Playing the nurse in this scene from "The Sniper" is Teri Garr, an actor who became a comedy legend after gaining attention as one of the most crushworthy women of the Seventies.

She was everybody's crush in this era, not because of her beauty — although she had plenty of that — but because she appeared to be the complete package: the specific kinda dream girl who every girl wants as her best friend and every guy wants on his arm.

"Not quite the girl next door; that would be too perfect," Washington Post critic Tom Zito wrote in 1983. "She's more like the girl next door to the girl next door."

"I always had this American-pie face," Garr said.

Born to a vaudeville actor and a Rockette, Garr was destined for a career in entertainment.

"Ever since I can remember, I wanted to be a dancer, to wear fancy costumes and play make-believe," Garr told the Santa Cruz Sentinel in 1984.

A dancer is precisely how Garr broke out, working hard to move up in Elvis movies and on the TV show Shindig!

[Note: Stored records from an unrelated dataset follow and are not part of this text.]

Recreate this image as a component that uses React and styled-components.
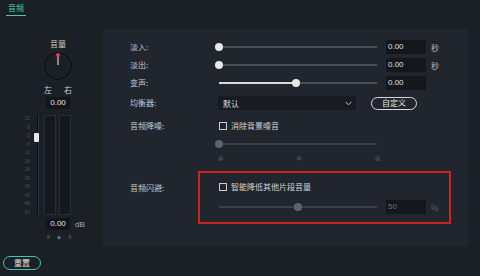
import React from 'react';
import styled, { createGlobalStyle } from 'styled-components';

const GlobalStyle = createGlobalStyle`
    html, body {
        margin: 0;
        padding: 0;
        background: #1b1f26;
    }
    * { box-sizing: border-box; }
`;

const Screen = styled.div`
    width: 480px;
    height: 276px;
    background: #1b1f26;
    font-family: "Noto Sans CJK SC", "Noto Sans", sans-serif;
    font-size: 8px;
    color: #c9ccd1;
    display: flex;
    flex-direction: column;
    overflow: hidden;
`;

const TabBar = styled.div`
    height: 20px;
    padding-left: 6px;
    display: flex;
    align-items: flex-start;
`;

const Tab = styled.div`
    margin-top: 3px;
    padding: 0 2px 2px;
    color: #4ec9ac;
    line-height: 10px;
    border-bottom: 1px solid #4ec9ac;
`;

const Main = styled.div`
    display: flex;
    padding-top: 9px;
    height: 226px;
`;

const LeftCol = styled.div`
    width: 103px;
    display: flex;
    flex-direction: column;
    align-items: flex-start;
    padding: 10px 0 0 12px;
`;

const Centered = styled.div`
    width: 92px;
    margin-left: -12px;
    display: flex;
    flex-direction: column;
    align-items: center;
    padding-left: 24px;
`;

const Caption = styled.div`
    line-height: 10px;
`;

const LR = styled.div`
    display: flex;
    gap: 12px;
    line-height: 10px;
    margin-top: 4px;
`;

const SmallBox = styled.div`
    width: 24px;
    height: 12px;
    background: #121519;
    color: #e2e4e7;
    line-height: 12px;
    text-align: center;
    font-family: "Liberation Sans", sans-serif;
    font-size: 8px;
`;

const Meter = styled.div`
    margin-top: 6px;
    display: flex;
    align-items: stretch;
    height: 100px;
`;

const Scale = styled.div`
    width: 18px;
    display: flex;
    flex-direction: column;
    justify-content: space-between;
    align-items: flex-end;
    font-family: "Liberation Sans", sans-serif;
    font-size: 5px;
    color: #4b5058;
    line-height: 6px;
`;

const Fader = styled.div`
    width: 14px;
    position: relative;
    display: flex;
    justify-content: center;
    &::before {
        content: '';
        width: 1px;
        background: #0b0d10;
        box-shadow: 1px 0 0 #2f343c;
    }
`;

const FaderThumb = styled.div`
    position: absolute;
    top: 18px;
    left: 4px;
    width: 5px;
    height: 9px;
    background: #e8e8e8;
    border-radius: 1px;
`;

const Bar = styled.div`
    width: 12px;
    margin-right: 3px;
    background: #15181d;
    border: 1px solid #2a2f37;
`;

const DbRow = styled.div`
    margin-top: 3px;
    display: flex;
    align-items: center;
    gap: 5px;
    padding-left: 34px;
`;

const Unit = styled.span`
    color: #a8acb2;
    font-family: "Liberation Sans", sans-serif;
    font-size: 8px;
`;

const PanRow = styled.div`
    margin-top: 4px;
    padding-left: 35px;
    display: flex;
    gap: 7px;
    font-size: 5px;
    color: #6b7078;
    font-family: "Liberation Sans", sans-serif;
`;

const Panel = styled.div`
    width: 365px;
    height: 217px;
    background: #21262e;
    padding: 9px 0 0 27px;
    display: flex;
    flex-direction: column;
`;

const Row = styled.div`
    display: grid;
    grid-template-columns: 88px 1fr;
    align-items: center;
    height: ${p => p.$h || 18}px;
    margin-top: ${p => p.$top || 0}px;
`;

const Label = styled.div`
    color: #c4c7cc;
    line-height: 10px;
`;

const Controls = styled.div`
    display: flex;
    align-items: center;
`;

const Track = styled.div`
    position: relative;
    width: 158px;
    height: 2px;
    background: ${p => p.$dim ? '#3b4048' : '#4a4f57'};
    margin-left: 1px;
`;

const Fill = styled.div`
    position: absolute;
    left: 0;
    top: 0;
    height: 2px;
    background: #d7d9dc;
`;

const Thumb = styled.div`
    position: absolute;
    top: -3px;
    width: 8px;
    height: 8px;
    margin-left: -4px;
    border-radius: 50%;
    background: ${p => p.$dim ? '#5e636b' : '#e6e7e9'};
`;

const Field = styled.div`
    width: 40px;
    height: 14px;
    margin-left: 9px;
    background: #14171c;
    color: ${p => p.$dim ? '#6a6f77' : '#dfe1e4'};
    font-family: "Liberation Sans", sans-serif;
    font-size: 8px;
    line-height: 14px;
    padding-left: 2px;
`;

const Suffix = styled.span`
    margin-left: 5px;
    color: ${p => p.$dim ? '#5c6169' : '#b4b7bc'};
    font-family: "Noto Sans CJK SC", "Liberation Sans", sans-serif;
    font-size: 8px;
`;

const Select = styled.div`
    width: 138px;
    height: 14px;
    background: #181b21;
    display: flex;
    align-items: center;
    justify-content: space-between;
    padding: 0 4px 0 5px;
    color: #dcdee1;
`;

const PillButton = styled.button`
    margin-left: 15px;
    width: 46px;
    height: 13px;
    border: 1px solid #d6d8db;
    border-radius: 7px;
    background: transparent;
    color: #e4e6e9;
    font-family: inherit;
    font-size: 8px;
    line-height: 10px;
    padding: 0;
`;

const Check = styled.label`
    display: flex;
    align-items: center;
    gap: 4px;
    margin-left: 1px;
    color: #d0d3d7;
    line-height: 10px;
    &::before {
        content: '';
        width: 6px;
        height: 6px;
        border: 1px solid #c9ccd1;
    }
`;

const Marks = styled.div`
    width: 162px;
    display: flex;
    justify-content: space-between;
    font-size: 5px;
    color: #5b6068;
    line-height: 6px;
`;

const Highlight = styled.div`
    margin-left: -20px;
    width: 253px;
    height: 53px;
    border: 2px solid #c8261c;
    padding: 9px 0 0 18px;
    display: flex;
    flex-direction: column;
    gap: 8px;
`;

const Footer = styled.div`
    flex: 1;
    display: flex;
    align-items: flex-start;
    padding: 10px 0 0 3px;
`;

const ResetButton = styled.button`
    width: 38px;
    height: 14px;
    border: 1.5px solid #48c4a6;
    border-radius: 8px;
    background: transparent;
    color: #e2e4e7;
    font-family: inherit;
    font-size: 8px;
    line-height: 10px;
    padding: 0;
`;

const Knob = () => (
    <svg width="30" height="30" viewBox="0 0 30 30" style={{ marginTop: 2 }}>
        <circle cx="15" cy="15" r="13.5" fill="#1b1f26" stroke="#0c0e12" strokeWidth="1.5" />
        <circle cx="15" cy="15" r="14.5" fill="none" stroke="#2c3139" strokeWidth="0.6" />
        <line x1="15" y1="4" x2="15" y2="14" stroke="#e9c6cf" strokeWidth="1.2" />
        <circle cx="15" cy="4" r="2" fill="#e0375a" />
    </svg>
);

const Chevron = () => (
    <svg width="7" height="5" viewBox="0 0 7 5">
        <path d="M0.5 0.8 L3.5 3.8 L6.5 0.8" fill="none" stroke="#c0c3c8" strokeWidth="1" />
    </svg>
);

const Slider = ({ value, filled, dim }) => (
    <Track $dim={dim}>
        {filled && <Fill style={{ width: `${value}%` }} />}
        <Thumb $dim={dim} style={{ left: `${value}%` }} />
    </Track>
);

const scale = ['12', '6', '0', '-6', '-12', '-18', '-24', '-30', '-36', '-42', '-48', '-54'];

const App = () => {
    return (
        <Screen>
            <GlobalStyle />
            <TabBar>
                <Tab>音频</Tab>
            </TabBar>
            <Main>
                <LeftCol>
                    <Centered>
                        <Caption>音量</Caption>
                        <Knob />
                        <LR><span>左</span><span>右</span></LR>
                        <div style={{ marginTop: 2 }}><SmallBox>0.00</SmallBox></div>
                    </Centered>
                    <Meter>
                        <Scale>
                            {scale.map(s => <span key={s}>{s}</span>)}
                        </Scale>
                        <Fader><FaderThumb /></Fader>
                        <Bar />
                        <Bar />
                    </Meter>
                    <DbRow>
                        <SmallBox>0.00</SmallBox>
                        <Unit>dB</Unit>
                    </DbRow>
                    <PanRow>
                        <span>K</span><span>◆</span><span>X</span>
                    </PanRow>
                </LeftCol>
                <Panel>
                    <Row>
                        <Label>淡入:</Label>
                        <Controls>
                            <Slider value={0} />
                            <Field>0.00</Field>
                            <Suffix>秒</Suffix>
                        </Controls>
                    </Row>
                    <Row>
                        <Label>淡出:</Label>
                        <Controls>
                            <Slider value={0} />
                            <Field>0.00</Field>
                            <Suffix>秒</Suffix>
                        </Controls>
                    </Row>
                    <Row>
                        <Label>变声:</Label>
                        <Controls>
                            <Slider value={49} filled />
                            <Field>0.00</Field>
                        </Controls>
                    </Row>
                    <Row $top={2}>
                        <Label>均衡器:</Label>
                        <Controls>
                            <Select><span>默认</span><Chevron /></Select>
                            <PillButton>自定义</PillButton>
                        </Controls>
                    </Row>
                    <Row $top={5}>
                        <Label>音频降噪:</Label>
                        <Controls>
                            <Check>消除背景噪音</Check>
                        </Controls>
                    </Row>
                    <Row>
                        <span />
                        <Controls>
                            <Slider value={0} dim />
                        </Controls>
                    </Row>
                    <Row $h={10} $top={0}>
                        <span />
                        <Marks><span>弱</span><span>中</span><span>强</span></Marks>
                    </Row>
                    <Row $h={53} $top={8}>
                        <Label style={{ alignSelf: 'start', marginTop: 12 }}>音频闪避:</Label>
                        <Highlight>
                            <Check>智能降低其他片段音量</Check>
                            <Controls>
                                <Slider value={50} dim />
                                <Field $dim>50</Field>
                                <Suffix $dim>%</Suffix>
                            </Controls>
                        </Highlight>
                    </Row>
                </Panel>
            </Main>
            <Footer>
                <ResetButton>重置</ResetButton>
            </Footer>
        </Screen>
    );
};

export default App;
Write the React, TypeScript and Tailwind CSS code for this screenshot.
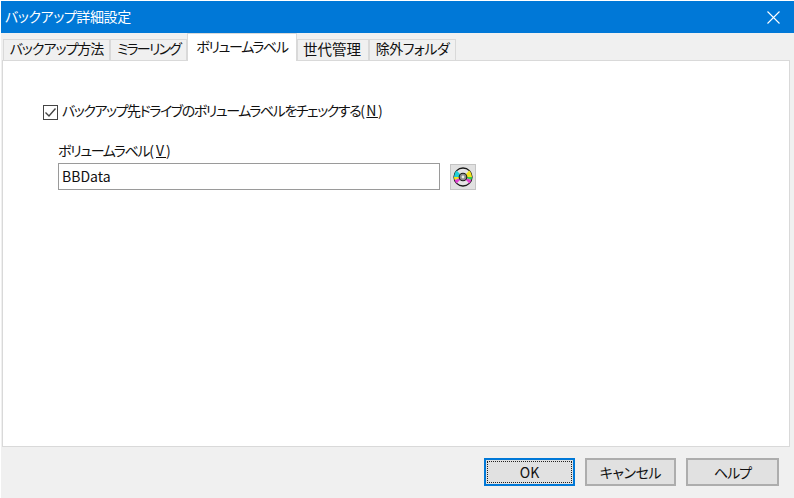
const font = "font-['Noto_Sans_CJK_JP','Liberation_Sans',sans-serif] [font-feature-settings:'palt']"

const tabs = [
  { label: 'バックアップ方法', w: 'w-[107px]', text: 'tracking-[-1px]' },
  { label: 'ミラーリング', w: 'w-[77px]', text: 'tracking-[-1.8px]' },
  { label: 'ボリュームラベル', w: 'w-[110px]', text: 'tracking-[-1.35px]', active: true },
  { label: '世代管理', w: 'w-[72px]', text: 'text-[14.5px] pr-[2px]' },
  { label: '除外フォルダ', w: 'w-[87px]', text: 'tracking-[-0.5px]' },
]

function DiscIcon() {
  return (
    <svg width="20" height="20" viewBox="0 0 20 20">
      <circle cx="10" cy="10" r="9" fill="#e4e4e4" stroke="#1a1a1a" strokeWidth="1.3" />
      <path d="M10 10 L3.6 3.6 A9 9 0 0 0 1 10 Z" fill="#22d0d8" />
      <path d="M10 10 L1 10 A9 9 0 0 0 1.6 13 Z" fill="#f2e41e" />
      <path d="M10 10 L1.6 13 A9 9 0 0 0 3.6 16.4 Z" fill="#e040d0" />
      <path d="M10 10 L16.4 3.6 A9 9 0 0 1 19 10 Z" fill="#f2e41e" />
      <path d="M10 10 L19 10 A9 9 0 0 1 18.4 13 Z" fill="#38d048" />
      <path d="M10 10 L18.4 13 A9 9 0 0 1 16.4 16.4 Z" fill="#e040d0" />
      <circle cx="10" cy="10" r="3.8" fill="#8c8c8c" stroke="#1a1a1a" strokeWidth="1.1" />
      <circle cx="10" cy="10" r="1.4" fill="#e8e8e8" />
    </svg>
  )
}

export default function App() {
  return (
    <div className={`w-[794px] h-[498px] flex flex-col bg-[#f0f0f0] border-l border-t border-white overflow-hidden text-[14px] text-[#111] ${font}`}>
      <div className="h-[32px] shrink-0 bg-[#0078d7] flex items-center justify-between pl-[4px] pr-[14px] pb-[2px] text-white">
        <span className="tracking-[-0.4px]">バックアップ詳細設定</span>
        <svg className="mt-[2px]" width="13" height="13" viewBox="0 0 13 13" stroke="white" strokeWidth="1.1">
          <path d="M0.5 0.5 L12.5 12.5 M12.5 0.5 L0.5 12.5" />
        </svg>
      </div>

      <div className="h-[27px] shrink-0 flex items-end pl-[2px]">
        {tabs.map((t) =>
          t.active ? (
            <div key={t.label} className={`${t.w} h-[28px] -mb-px z-10 bg-white border border-b-0 border-[#d9d9d9] flex items-center justify-center pb-[2px]`}>
              <span className={t.text}>{t.label}</span>
            </div>
          ) : (
            <div key={t.label} className={`${t.w} h-[21px] bg-[#f0f0f0] border border-b-0 border-[#d9d9d9] flex items-center justify-center pb-[3px]`}>
              <span className={t.text}>{t.label}</span>
            </div>
          )
        )}
      </div>

      <div className="h-[387px] shrink-0 ml-px w-[788px] bg-white border border-[#d9d9d9] pl-[40px] pt-[41px]">
        <label className="flex items-center gap-[4px] h-[20px]">
          <span className="w-[15px] h-[15px] border border-[#444] bg-white flex items-center justify-center">
            <svg width="13" height="13" viewBox="0 0 13 13" fill="none" stroke="#444" strokeWidth="1.4">
              <path d="M1.5 6.5 L5 10 L11.5 2.5" />
            </svg>
          </span>
          <span className="pb-[3px]">
            <span className="tracking-[-1.44px]">バックアップ先ドライブのボリュームラベルをチェックする</span>
            <span className="tracking-[1.4px]">(<span className="underline">N</span>)</span>
          </span>
        </label>

        <div className="mt-[18px] ml-[15px] h-[20px] flex items-center">
          <span>
            <span className="tracking-[-1.35px]">ボリュームラベル</span>
            <span className="tracking-[2px]">(<span className="underline">V</span>)</span>
          </span>
        </div>
        <div className="mt-[3px] ml-[15px] flex items-center gap-[10px]">
          <div className="w-[382px] h-[27px] border border-[#9a9a9a] bg-white flex items-center pl-[3px]">BBData</div>
          <button className="w-[26px] h-[26px] bg-[#e1e1e1] border border-[#c4c4c4] flex items-center justify-center">
            <DiscIcon />
          </button>
        </div>
      </div>

      <div className="flex-1 flex justify-end items-start pt-[11px] pr-[15px] gap-[10px]">
        <button className="w-[91px] h-[28px] bg-[#e1e1e1] border-2 border-[#0078d7] flex items-center justify-center p-px">
          <span className="w-full h-full border border-dotted border-[#222] flex items-center justify-center">OK</span>
        </button>
        <button className="w-[91px] h-[28px] bg-[#e1e1e1] border-2 border-[#adadad] tracking-[-0.4px]">キャンセル</button>
        <button className="w-[93px] h-[28px] bg-[#e1e1e1] border-2 border-[#adadad] tracking-[-1px]">ヘルプ</button>
      </div>
    </div>
  )
}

"It dawned on me that I was better than the people dancing in the row in front of me," Garr told the Post. "But sometimes it's hard to be assertive. Even now, when I get tired of playing the roles I do, I think of the million other women who want to be me and I go right back to work and say, 'Thank you very much.'"

By the time Garr appeared on M*A*S*H, she had just broken out from background roles in movies to speaking roles on TV, starting when she memorably rolled into Mayberry in a red convertible on The Andy Griffith Show in 1968.

Her big breaks came that year from two memorable roles, one on the big screen, and one on TV.

For the Monkees movie Head, Jack Nicholson, who wrote the script, chose Garr as a woman who gets a snake bite and begs, "Quick, suck it before the venom reaches my heart!" This would become Garr's first-ver onscreen line.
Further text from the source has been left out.